Microsoft Building Cloud Data Centers in China and Middle East
Microsoft has recently announced their plans of adding twelve new data center locations around the world. The new centers will aim to help run Azure services, bringing the number of Azure regions to a total of 38. In addition, Microsoft intends to bring Office 365 and Dynamics 365 services to these new regions, which naturally, would require space in the new data centers.
Both Azure and Office 365 services in France are now fully available. France has had a ‘preview’ status of the software for some time now, however, as of now, they are fully launched. These services are running in the two existing data centers located in France. The Office 365 services already have full support from the European Union’s General Data Protection Regulation (GDPR)

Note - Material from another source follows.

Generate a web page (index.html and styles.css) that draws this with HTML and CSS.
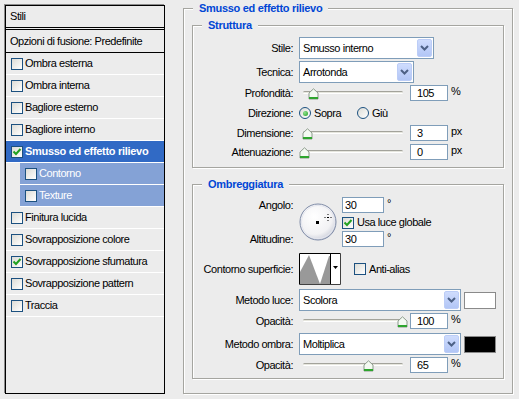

Some of Microsoft’s new data center locations (two in the Middle East, two in south Africa) are primarily in parts of the world that are under served or completely void of their products. There are also new additions being placed in Europe and Australia, specifically to help complement their existing locations. In China, Microsoft has confirmed their partnership with 21Vianet. The regulatory restrictions in China can make it very difficult for non-Chinese companies to open new data centers there, which is likely why Microsoft has chosen to contract the usage of facilities like this.
In order to meet the growing demand for their services, Microsoft noted they expecting to triple the amount of capacity being used by 21Vianet sometime in the first half of 2018.
A significant portion of the data center space in China, as well as the new physical locations that will be built in the coming years, will serve to help meet storage demands for Microsoft services. With Office 365, for example, subscribers permitted store a significant amount of data on Microsoft’s servers for ease of access. The storage capabilities near the consumers helps ensure this service is as fast and reliable as possible.